Of course, you’ll find sushi in places you’d typically expect to see it, like restaurants and bars. Where you buy your sushi also affects how much you should expect to pay.
Where Can I Find the Cheapest Sushi in Japan?
So, is sushi cheaper in Japan? Prices of sushi range, but there are many affordable sushi options. The most affordable sushi restaurant in Japan is kaitenzushi (conveyor belt sushi).
Established in 1990, Genki Sushi is a chain restaurant with restaurants worldwide. In Japan, they have locations in Shibuya and Ibaraki.
Some Genki Sushi locations have a conveyor belt set up, while others have a digital menu that you order from. Your food is served to you by a small train on a track that stops right at your table.
They also have a setup where a sushi chef prepares your food in front of you. They will hand the sushi directly to you.
Their plates average out to about a dollar after tax, and you can’t beat their value for money. It’s also a bit of a novelty having a robot shinkansen (bullet train) bring your food to you. (If you’re fortunate enough to find a location that offers it.)
Ganso Zushi has branches in Shibuya and Shinjuku, among other cities in Japan. It’s one of Japan’s most affordable sushi chain restaurants with its low-key, simple setup. Perhaps that’s part of its charm.
You’ll find frugal foodies stopping in for a filling and cheap meal, in which plates start as low as 90 cents.
Where Can I Find the Most Expensive Sushi in Japan?
You can find some of the best sushi in Japan. After all, Japan set the standard for what great sushi is. If you don’t mind digging deep into your pockets, you’ll have the most memorable sushi dining experience.
Sukibayashi Jiro Honten
Jiro’s is a 10-counter-seat restaurant with a 3-star Michelin rating. It’s located in one of Tokyo’s subway stations and provides an intimate setting for guests.
Their omakase menu features fresh seafood purchased at the world-famous Tsujiki market.
For roughly $300, you’ll get 20 pieces prepared and served by the world’s best sushi chef. Because of the high demand, you’ll need a reservation well in advance to dine there.
You must have a reservation to dine at Jiro’s. Due to high international interest, they only accept bookings through a Japanese concierge.

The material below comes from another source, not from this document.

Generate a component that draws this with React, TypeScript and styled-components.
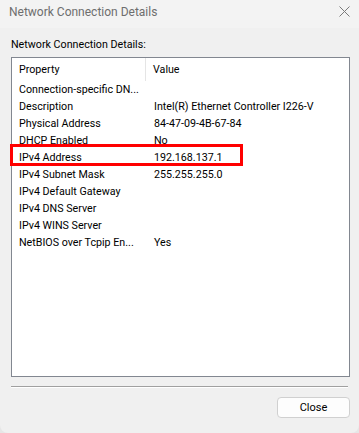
import styled, { createGlobalStyle } from 'styled-components';

const rows = [
  { name: 'Connection-specific DN...', value: '' },
  { name: 'Description', value: 'Intel(R) Ethernet Controller I226-V' },
  { name: 'Physical Address', value: '84-47-09-4B-67-84' },
  { name: 'DHCP Enabled', value: 'No' },
  { name: 'IPv4 Address', value: '192.168.137.1' },
  { name: 'IPv4 Subnet Mask', value: '255.255.255.0' },
  { name: 'IPv4 Default Gateway', value: '' },
  { name: 'IPv4 DNS Server', value: '' },
  { name: 'IPv4 WINS Server', value: '' },
  { name: 'NetBIOS over Tcpip En...', value: 'Yes' },
];

const GlobalStyle = createGlobalStyle`
  html, body {
    margin: 0;
    padding: 0;
    background: #e6e6e6;
  }
  body {
    font-family: Roboto, "Liberation Sans", sans-serif;
    font-size: 10.7px;
  }
`;

export default function App() {
  return (
    <>
      <GlobalStyle />
      <Window>
        <TitleBar>
          <Title>Network Connection Details</Title>
          <CloseX>
            <svg width="11" height="11" viewBox="0 0 11 11">
              <path d="M0.5 0.5 L10.5 10.5 M10.5 0.5 L0.5 10.5" stroke="#7a7a7a" strokeWidth="1" />
            </svg>
          </CloseX>
        </TitleBar>
        <Body>
          <Label>Network Connection Details:</Label>
          <ListBox>
            <HeaderRow>
              <HeaderCell>Property</HeaderCell>
              <HeaderCell $last>Value</HeaderCell>
            </HeaderRow>
            {rows.map((r) => (
              <Row key={r.name}>
                <Cell>{r.name}</Cell>
                <Cell $value>{r.value}</Cell>
              </Row>
            ))}
          </ListBox>
          <Separator />
          <Footer>
            <Button>Close</Button>
          </Footer>
        </Body>
        <Highlight />
      </Window>
    </>
  );
}

const Window = styled.div`
  position: relative;
  width: 359px;
  height: 433px;
  background: #f0f0f0;
  border-radius: 0 0 8px 8px;
  display: flex;
  flex-direction: column;
  overflow: hidden;
  color: #000;
`;

const TitleBar = styled.div`
  height: 28px;
  background: #f3f3f3;
  display: flex;
  align-items: center;
  justify-content: space-between;
  padding: 0 9px 0 9px;
  box-sizing: border-box;
`;

const Title = styled.div`
  color: #6e6e6e;
  font-size: 12px;
  margin-top: -4px;
`;

const CloseX = styled.div`
  display: flex;
  margin-top: -5px;
`;

const Body = styled.div`
  flex: 1;
  display: flex;
  flex-direction: column;
  padding: 9px 9px 0 11px;
`;

const Label = styled.div`
  height: 20px;
  line-height: 16px;
`;

const ListBox = styled.div`
  height: 318px;
  border: 1px solid #828790;
  background: #fff;
  display: flex;
  flex-direction: column;
`;

const HeaderRow = styled.div`
  display: flex;
  height: 23px;
  align-items: stretch;
`;

const HeaderCell = styled.div<{ $last?: boolean }>`
  display: flex;
  align-items: center;
  width: ${(p) => (p.$last ? 'auto' : '134px')};
  flex: ${(p) => (p.$last ? '1' : 'none')};
  padding-left: 7px;
  box-sizing: border-box;
  border-right: ${(p) => (p.$last ? 'none' : '1px solid #e5e5e5')};
`;

const Row = styled.div`
  display: flex;
  height: 17px;
  align-items: center;
`;

const Cell = styled.div<{ $value?: boolean }>`
  width: ${(p) => (p.$value ? 'auto' : '135px')};
  flex: ${(p) => (p.$value ? '1' : 'none')};
  padding-left: 7px;
  box-sizing: border-box;
  white-space: nowrap;
`;

const Separator = styled.div`
  margin: 9px 2px 0 0;
  height: 1px;
  background: #a0a0a0;
  border-bottom: 1px solid #fff;
`;

const Footer = styled.div`
  display: flex;
  justify-content: flex-end;
  padding-top: 9px;
`;

const Button = styled.button`
  width: 73px;
  height: 21px;
  border: 1px solid #d0d0d0;
  border-radius: 4px;
  background: #fdfdfd;
  font-family: inherit;
  font-size: 11px;
  color: #000;
  padding: 0;
`;

const Highlight = styled.div`
  position: absolute;
  left: 10px;
  top: 144px;
  width: 233px;
  height: 22px;
  box-sizing: border-box;
  border: 3px solid #ff0000;
  pointer-events: none;
`;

Located in Roppongi, Nihonryori RyuGin features dishes created by owner-chef Seiji Yamamoto. Chef Yamamoto advocates using Japanese ingredients in their natural state for the “ultimate feast.” He believes in the “excellence of taste” and the feeling of happiness it brings.

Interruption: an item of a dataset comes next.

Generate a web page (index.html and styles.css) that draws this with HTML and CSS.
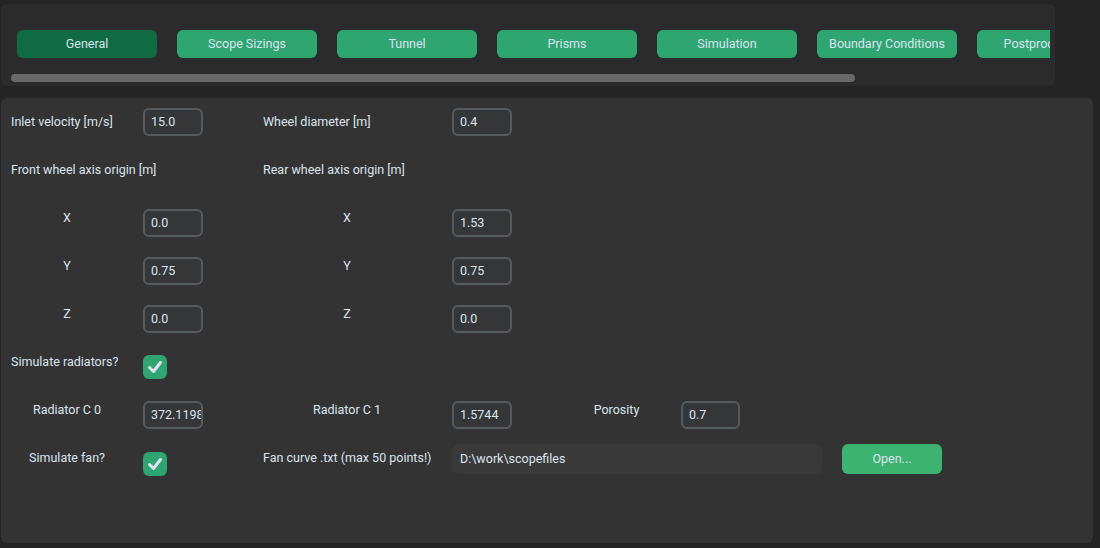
FILE: index.html
```html
<!DOCTYPE html>
<html>
<head>
<meta charset="utf-8">
<link rel="stylesheet" href="styles.css">
</head>
<body>
<div class="app">
  <div class="tabbar">
    <div class="tabs-viewport">
      <div class="tabs">
        <div class="tab active">General</div>
        <div class="tab">Scope Sizings</div>
        <div class="tab">Tunnel</div>
        <div class="tab">Prisms</div>
        <div class="tab">Simulation</div>
        <div class="tab">Boundary Conditions</div>
        <div class="tab">Postprocessing</div>
      </div>
    </div>
    <div class="hscroll"><div class="hscroll-thumb"></div></div>
  </div>

  <div class="panel">
    <div class="row">
      <div class="lbl c0">Inlet velocity [m/s]</div>
      <div class="entry c1"><span>15.0</span></div>
      <div class="lbl c2">Wheel diameter [m]</div>
      <div class="entry c3"><span>0.4</span></div>
    </div>
    <div class="row">
      <div class="lbl span2">Front wheel axis origin [m]</div>
      <div class="lbl c2">Rear wheel axis origin [m]</div>
    </div>
    <div class="row">
      <div class="lbl c0 w0">X</div>
      <div class="entry low c1"><span>0.0</span></div>
      <div class="lbl c2 w2">X</div>
      <div class="entry low c3"><span>1.53</span></div>
    </div>
    <div class="row">
      <div class="lbl c0 w0">Y</div>
      <div class="entry low c1"><span>0.75</span></div>
      <div class="lbl c2 w2">Y</div>
      <div class="entry low c3"><span>0.75</span></div>
    </div>
    <div class="row">
      <div class="lbl c0 w0">Z</div>
      <div class="entry low c1"><span>0.0</span></div>
      <div class="lbl c2 w2">Z</div>
      <div class="entry low c3"><span>0.0</span></div>
    </div>
    <div class="row">
      <div class="lbl c0">Simulate radiators?</div>
      <div class="check c1 chk-r">
        <svg width="24" height="24" viewBox="0 0 24 24"><polyline points="6.5,12.5 10.5,16.5 17.5,7.5" fill="none" stroke="#dce4ee" stroke-width="3" stroke-linecap="round" stroke-linejoin="round"/></svg>
      </div>
    </div>
    <div class="row">
      <div class="lbl c0 w0">Radiator C 0</div>
      <div class="entry low c1"><span>372.11985</span></div>
      <div class="lbl c2 w2">Radiator C 1</div>
      <div class="entry low c3"><span>1.5744</span></div>
      <div class="lbl c4 w4">Porosity</div>
      <div class="entry low c5"><span>0.7</span></div>
    </div>
    <div class="row last">
      <div class="lbl c0 w0">Simulate fan?</div>
      <div class="check c1 chk-f">
        <svg width="24" height="24" viewBox="0 0 24 24"><polyline points="6.5,12.5 10.5,16.5 17.5,7.5" fill="none" stroke="#dce4ee" stroke-width="3" stroke-linecap="round" stroke-linejoin="round"/></svg>
      </div>
      <div class="lbl c2">Fan curve .txt (max 50 points!)</div>
      <div class="file">
        <div class="path"><span>D:\work\scopefiles</span></div>
        <div class="open-btn">Open...</div>
      </div>
    </div>
  </div>
</div>
</body>
</html>
```

FILE: styles.css
```css
html, body {
  margin: 0;
  padding: 0;
  background: #242424;
}
body {
  font-family: Roboto, "Liberation Sans", sans-serif;
  font-size: 12.5px;
  color: #dce4ee;
  width: 1100px;
  height: 548px;
  overflow: hidden;
}
.app {
  display: flex;
  flex-direction: column;
  padding: 4px 0 0 1px;
}
.tabbar {
  width: 1054px;
  height: 82px;
  box-sizing: border-box;
  background: #2b2b2b;
  border-radius: 6px;
  padding: 26px 5px 4px 6px;
  display: flex;
  flex-direction: column;
}
.tabs-viewport {
  overflow: hidden;
  width: 1043px;
  height: 28px;
}
.tabs {
  display: flex;
  gap: 20px;
  padding-left: 10px;
}
.tab {
  flex: 0 0 140px;
  height: 28px;
  line-height: 28px;
  text-align: center;
  background: #2fa572;
  border-radius: 6px;
  white-space: nowrap;
  overflow: hidden;
}
.tab.active {
  background: #106a43;
}
.hscroll {
  margin: 16px 0 0 4px;
  height: 8px;
  width: 1000px;
}
.hscroll-thumb {
  width: 844px;
  height: 8px;
  background: #696969;
  border-radius: 4px;
}
.panel {
  margin-top: 12px;
  width: 1092px;
  height: 445px;
  box-sizing: border-box;
  background: #333333;
  border-radius: 6px;
  padding: 10px 0 0 10px;
}
.row {
  display: grid;
  grid-template-columns: 132px 120px 189px 120px 109px 1fr;
  height: 48px;
  align-items: start;
}
.row.last {
  height: 32px;
}
.lbl {
  height: 28px;
  line-height: 28px;
  white-space: nowrap;
}
.c0 { grid-column: 1; }
.c1 { grid-column: 2; }
.c2 { grid-column: 3; }
.c3 { grid-column: 4; }
.c4 { grid-column: 5; }
.c5 { grid-column: 6; }
.span2 { grid-column: 1 / 3; }
.w0 { width: 112px; text-align: center; }
.w2 { width: 168px; text-align: center; }
.w4 { width: 89px; text-align: center; }
.entry {
  width: 60px;
  height: 28px;
  box-sizing: border-box;
  border: 2px solid #565b5e;
  border-radius: 6px;
  background: #343638;
  padding: 0 3px 0 6px;
  line-height: 24px;
  overflow: hidden;
  white-space: nowrap;
}
.entry.c5 { width: 59px; }
.entry.low { margin-top: 5px; }
.check {
  width: 24px;
  height: 24px;
  background: #2fa572;
  border-radius: 6px;
}
.check svg { display: block; }
.chk-r { margin-top: 7px; }
.chk-f { margin-top: 8px; }
.file {
  grid-column: 4 / -1;
  display: flex;
  gap: 20px;
}
.path {
  width: 370px;
  height: 30px;
  box-sizing: border-box;
  background: #393939;
  border-radius: 6px;
  padding-left: 8px;
  line-height: 30px;
  white-space: nowrap;
  overflow: hidden;
}
.open-btn {
  width: 100px;
  height: 30px;
  line-height: 30px;
  text-align: center;
  background: #3cb371;
  border-radius: 6px;
}
```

The restaurant has a prestigious 3-star Michelin rating. Its prices reflect that accordingly. Be sure to book a reservation to dine in, and be aware, that if you cancel your reservation, you’ll get hit with a fee of about $320—give or take a few dollars.
You should splurge a little if you’re fortunate enough to visit the restaurant when their special seasonal dishes are available. The limited-time options include fugu (blowfish) or Matsuba crab.
Matsuba crabs are snow crabs with succulent meat on their legs; both are a must-try if you’re a seafood lover.
Why Are the Prices So Varied for Sushi in Japan?
So, is sushi cheap in Japan? Well, various factors affect the price of your sushi. These factors range from the freshness or cut of the fish, where you’re purchasing it, and who prepared it.
Conveyor belt sushi is your best bet for the most affordable prices. After all, they tend to buy their ingredients in bulk, which lowers the cost to consumers.
On the other hand, there are specialty or fine-dining restaurants. You’ll pay for the highest quality ingredients and the chef’s expertise there.
As with any other specialty dining, you’re also paying for the experience, which in a way, is priceless.
Summary – Is Sushi Cheap In Japan?
Is sushi cheap in Japan? Sometimes. It ultimately comes down to where you look and what you’re looking for regarding sushi.
A premium slice of bluefin tuna won’t cost the same as salmon sashimi. You know you’re about to bite into something special, whether premium or not.
What you pay is entirely up to you, your wallet, and your tastebuds. So, order up and enjoy. Itadakimasu!